◆ INSTRUCTIONS TO FOLLOW: No images are to be carried over; print all other material exactly as it stands.

======

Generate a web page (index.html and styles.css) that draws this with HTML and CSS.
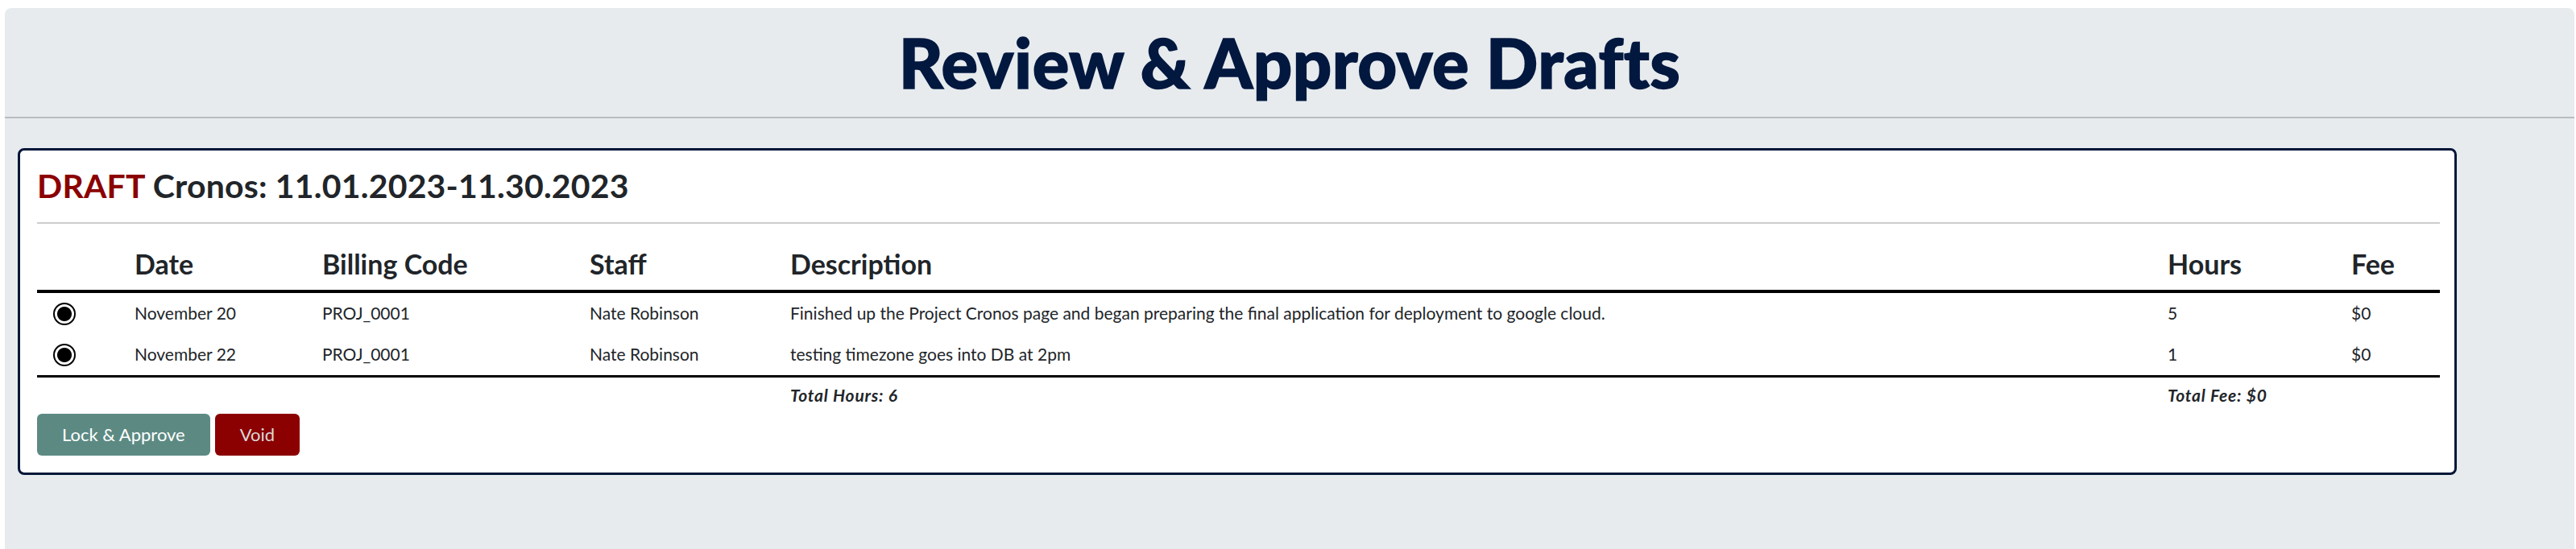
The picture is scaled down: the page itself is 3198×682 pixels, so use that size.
FILE: index.html
```html
<!DOCTYPE html>
<html lang="en">
<head>
<meta charset="utf-8">
<title>Review &amp; Approve Drafts</title>
<link rel="stylesheet" href="styles.css">
</head>
<body>
<div class="page">
  <header class="header">
    <h1 class="page-title">Review &amp; Approve Drafts</h1>
  </header>
  <main class="content">
    <section class="card">
      <h2 class="card-title"><span class="draft">DRAFT</span> Cronos: 11.01.2023-11.30.2023</h2>
      <hr class="rule">
      <table class="entries">
        <colgroup>
          <col class="c-sel"><col class="c-date"><col class="c-code"><col class="c-staff"><col class="c-desc"><col class="c-hours"><col class="c-fee">
        </colgroup>
        <thead>
          <tr>
            <th></th>
            <th>Date</th>
            <th>Billing Code</th>
            <th>Staff</th>
            <th>Description</th>
            <th>Hours</th>
            <th>Fee</th>
          </tr>
        </thead>
        <tbody>
          <tr>
            <td class="sel"><input class="radio" type="radio" checked></td>
            <td>November 20</td>
            <td>PROJ_0001</td>
            <td>Nate Robinson</td>
            <td>Finished up the Project Cronos page and began preparing the final application for deployment to google cloud.</td>
            <td>5</td>
            <td>$0</td>
          </tr>
          <tr class="last">
            <td class="sel"><input class="radio" type="radio" checked></td>
            <td>November 22</td>
            <td>PROJ_0001</td>
            <td>Nate Robinson</td>
            <td>testing timezone goes into DB at 2pm</td>
            <td>1</td>
            <td>$0</td>
          </tr>
        </tbody>
        <tfoot>
          <tr>
            <td></td><td></td><td></td><td></td>
            <td class="total">Total Hours: 6</td>
            <td class="total" colspan="2">Total Fee: $0</td>
          </tr>
        </tfoot>
      </table>
      <div class="actions">
        <button class="btn btn-approve" type="button">Lock &amp; Approve</button>
        <button class="btn btn-void" type="button">Void</button>
      </div>
    </section>
  </main>
</div>
</body>
</html>
```
FILE: styles.css
```css
* { box-sizing: border-box; }

html, body {
  margin: 0;
  padding: 0;
  background: #ffffff;
  height: 100%;
}

body {
  font-family: "Lato", "Liberation Sans", sans-serif;
  color: #212529;
}

.page {
  margin: 10px 2px 0 6px;
  min-height: calc(100vh - 10px);
  background: #e7ebee;
  border-radius: 8px 8px 0 0;
}

.header {
  height: 137px;
  border-bottom: 2px solid #b9bdc0;
  display: flex;
  align-items: center;
  justify-content: center;
}

.page-title {
  margin: 0;
  font-family: "Lato", sans-serif;
  font-weight: 900;
  font-size: 85px;
  line-height: 1;
  color: #02183f;
  letter-spacing: 0.5px;
  -webkit-text-stroke: 1.5px #02183f;
}

.content {
  padding: 37px 146px 0 16px;
}

.card {
  background: #ffffff;
  border: 3px solid #011638;
  border-radius: 8px;
  padding: 19px 18px 21px 21px;
}

.card-title {
  margin: 0;
  font-size: 41px;
  line-height: 1.2;
  font-weight: 700;
  color: #212529;
  letter-spacing: 0.2px;
}

.draft {
  color: #8b0000;
}

.rule {
  margin: 21px 0 0;
  border: 0;
  border-top: 2px solid #cccccc;
  height: 0;
}

.entries {
  width: 100%;
  table-layout: fixed;
  border-collapse: collapse;
}

.c-sel { width: 113px; }
.c-date { width: 233px; }
.c-code { width: 332px; }
.c-staff { width: 249px; }
.c-desc { width: 1710px; }
.c-hours { width: 228px; }
.c-fee { width: 118px; }

.entries th {
  text-align: left;
  font-size: 34px;
  line-height: 40px;
  font-weight: 700;
  padding: 30px 8px 12px;
  border-bottom: 4px solid #000000;
}

.entries tbody td {
  font-size: 21px;
  line-height: 27px;
  font-weight: 400;
  padding: 11px 8px 13px;
  vertical-align: middle;
  white-space: nowrap;
  color: #212529;
}

.entries tbody tr.last td {
  border-bottom: 3px solid #000000;
}

.entries td.sel {
  padding: 0 0 0 20px;
  line-height: 0;
}

.radio {
  appearance: none;
  -webkit-appearance: none;
  margin: 0;
  width: 28px;
  height: 28px;
  border: 2.5px solid #000000;
  border-radius: 50%;
  background: radial-gradient(circle, #000000 0 8.5px, #ffffff 9.5px);
  vertical-align: middle;
}

.entries tfoot td {
  font-size: 21px;
  line-height: 27px;
  padding: 8px 8px 8px;
}

.entries td.total {
  font-weight: 700;
  font-style: italic;
  letter-spacing: 0.8px;
}

.actions {
  display: flex;
  gap: 6px;
  margin-top: 2px;
}

.btn {
  font-family: "Lato", sans-serif;
  font-size: 22px;
  line-height: 30px;
  font-weight: 400;
  height: 52px;
  padding: 11px 31px;
  border: 0;
  border-radius: 6px;
  cursor: pointer;
}

.btn-approve {
  background: #5c8a83;
  color: #ffffff;
}

.btn-void {
  background: #8b0000;
  color: #d9d9d9;
}
```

======

◆ ANSWER TO THE PROBLEM:
Generate a web page (index.html and styles.css) that draws this with HTML and CSS.
The picture is scaled down: the page itself is 3198×682 pixels, so use that size.
FILE: index.html
```html
<!DOCTYPE html>
<html lang="en">
<head>
<meta charset="utf-8">
<title>Review &amp; Approve Drafts</title>
<link rel="stylesheet" href="styles.css">
</head>
<body>
<div class="page">
  <header class="header">
    <h1 class="page-title">Review &amp; Approve Drafts</h1>
  </header>
  <main class="content">
    <section class="card">
      <h2 class="card-title"><span class="draft">DRAFT</span> Cronos: 11.01.2023-11.30.2023</h2>
      <hr class="rule">
      <table class="entries">
        <colgroup>
          <col class="c-sel"><col class="c-date"><col class="c-code"><col class="c-staff"><col class="c-desc"><col class="c-hours"><col class="c-fee">
        </colgroup>
        <thead>
          <tr>
            <th></th>
            <th>Date</th>
            <th>Billing Code</th>
            <th>Staff</th>
            <th>Description</th>
            <th>Hours</th>
            <th>Fee</th>
          </tr>
        </thead>
        <tbody>
          <tr>
            <td class="sel"><input class="radio" type="radio" checked></td>
            <td>November 20</td>
            <td>PROJ_0001</td>
            <td>Nate Robinson</td>
            <td>Finished up the Project Cronos page and began preparing the final application for deployment to google cloud.</td>
            <td>5</td>
            <td>$0</td>
          </tr>
          <tr class="last">
            <td class="sel"><input class="radio" type="radio" checked></td>
            <td>November 22</td>
            <td>PROJ_0001</td>
            <td>Nate Robinson</td>
            <td>testing timezone goes into DB at 2pm</td>
            <td>1</td>
            <td>$0</td>
          </tr>
        </tbody>
        <tfoot>
          <tr>
            <td></td><td></td><td></td><td></td>
            <td class="total">Total Hours: 6</td>
            <td class="total" colspan="2">Total Fee: $0</td>
          </tr>
        </tfoot>
      </table>
      <div class="actions">
        <button class="btn btn-approve" type="button">Lock &amp; Approve</button>
        <button class="btn btn-void" type="button">Void</button>
      </div>
    </section>
  </main>
</div>
</body>
</html>
```
FILE: styles.css
```css
* { box-sizing: border-box; }

html, body {
  margin: 0;
  padding: 0;
  background: #ffffff;
  height: 100%;
}

body {
  font-family: "Lato", "Liberation Sans", sans-serif;
  color: #212529;
}

.page {
  margin: 10px 2px 0 6px;
  min-height: calc(100vh - 10px);
  background: #e7ebee;
  border-radius: 8px 8px 0 0;
}

.header {
  height: 137px;
  border-bottom: 2px solid #b9bdc0;
  display: flex;
  align-items: center;
  justify-content: center;
}

.page-title {
  margin: 0;
  font-family: "Lato", sans-serif;
  font-weight: 900;
  font-size: 85px;
  line-height: 1;
  color: #02183f;
  letter-spacing: 0.5px;
  -webkit-text-stroke: 1.5px #02183f;
}

.content {
  padding: 37px 146px 0 16px;
}

.card {
  background: #ffffff;
  border: 3px solid #011638;
  border-radius: 8px;
  padding: 19px 18px 21px 21px;
}

.card-title {
  margin: 0;
  font-size: 41px;
  line-height: 1.2;
  font-weight: 700;
  color: #212529;
  letter-spacing: 0.2px;
}

.draft {
  color: #8b0000;
}

.rule {
  margin: 21px 0 0;
  border: 0;
  border-top: 2px solid #cccccc;
  height: 0;
}

.entries {
  width: 100%;
  table-layout: fixed;
  border-collapse: collapse;
}

.c-sel { width: 113px; }
.c-date { width: 233px; }
.c-code { width: 332px; }
.c-staff { width: 249px; }
.c-desc { width: 1710px; }
.c-hours { width: 228px; }
.c-fee { width: 118px; }

.entries th {
  text-align: left;
  font-size: 34px;
  line-height: 40px;
  font-weight: 700;
  padding: 30px 8px 12px;
  border-bottom: 4px solid #000000;
}

.entries tbody td {
  font-size: 21px;
  line-height: 27px;
  font-weight: 400;
  padding: 11px 8px 13px;
  vertical-align: middle;
  white-space: nowrap;
  color: #212529;
}

.entries tbody tr.last td {
  border-bottom: 3px solid #000000;
}

.entries td.sel {
  padding: 0 0 0 20px;
  line-height: 0;
}

.radio {
  appearance: none;
  -webkit-appearance: none;
  margin: 0;
  width: 28px;
  height: 28px;
  border: 2.5px solid #000000;
  border-radius: 50%;
  background: radial-gradient(circle, #000000 0 8.5px, #ffffff 9.5px);
  vertical-align: middle;
}

.entries tfoot td {
  font-size: 21px;
  line-height: 27px;
  padding: 8px 8px 8px;
}

.entries td.total {
  font-weight: 700;
  font-style: italic;
  letter-spacing: 0.8px;
}

.actions {
  display: flex;
  gap: 6px;
  margin-top: 2px;
}

.btn {
  font-family: "Lato", sans-serif;
  font-size: 22px;
  line-height: 30px;
  font-weight: 400;
  height: 52px;
  padding: 11px 31px;
  border: 0;
  border-radius: 6px;
  cursor: pointer;
}

.btn-approve {
  background: #5c8a83;
  color: #ffffff;
}

.btn-void {
  background: #8b0000;
  color: #d9d9d9;
}
```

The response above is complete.